Der Kommentar, sicher jedoch die Gesinnung die Herr Manow von sich gibt, dass weniger Recht zugunsten mehr Politik die demokratische Gesellschaft voran bringt, lässt mich vermuten, ich kenne Herr Manow nicht, dass er eher in der gesellschaftlichen Mehrheit eingebunden ist und seine Privilegien nicht adäqaut zu reflektieren bereit ist. Wie, wenn nicht mit gesetzlichen und gerichtlichen Rechtsansprüchen, können z.B. Menschen mit Behinderung gegen Behinderungen der Mehrheitsgesellschaft angehen? Die Demokratie, die sich Herr Manow zusammenschustert, ist leider durch die libertär-kapitalistische Elite korrumpiert bzw. toxisch.
Es gibt wohl tausend Wege, die Demokratie vermeintlich zu stärken.
Politisierung und Verrechtlichung können meiner Beobachtung nach beide dazu führen, erstere, wenn gute demokratische Politik Kontrolle über rechtliche Probleme übernimmt und letztere, wenn gute demokratische Rechtssetzung Kontrolle über politische Probleme abgibt. Beide stärken dann die Demokratie. Eine Diktatur kann beides auch leisten.

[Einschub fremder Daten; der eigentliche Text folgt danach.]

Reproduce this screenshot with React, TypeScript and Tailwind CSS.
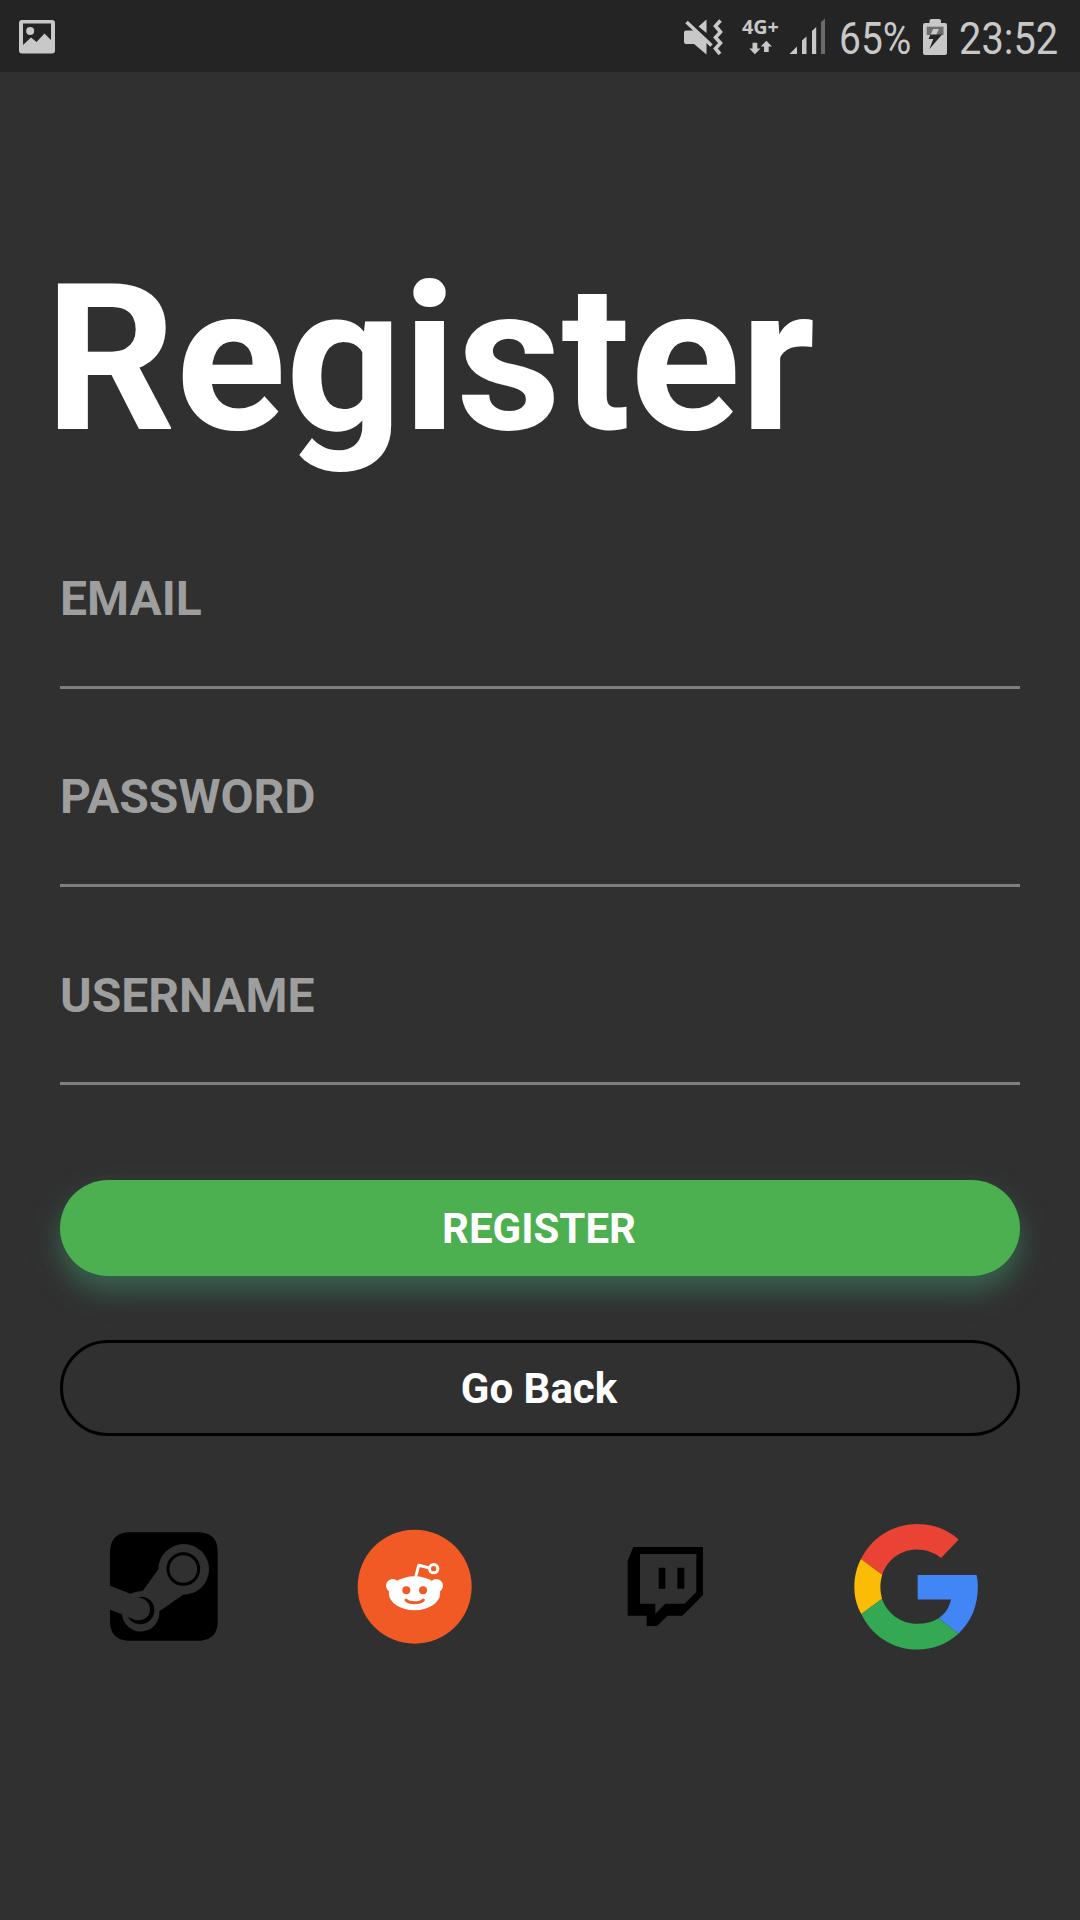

Dysfunktionale Diktatur wird durch Demokratie ersetzt und dysfunktionale Demokratie wird durch Diktatur ersetzt.
Eine goldenere Mitte zwischen Einparteienstaat und Vielparteiensystem scheint mir das Zweiparteiensystem.
Ich danke für den Artikel und die Möglichkeit, zu kommentieren.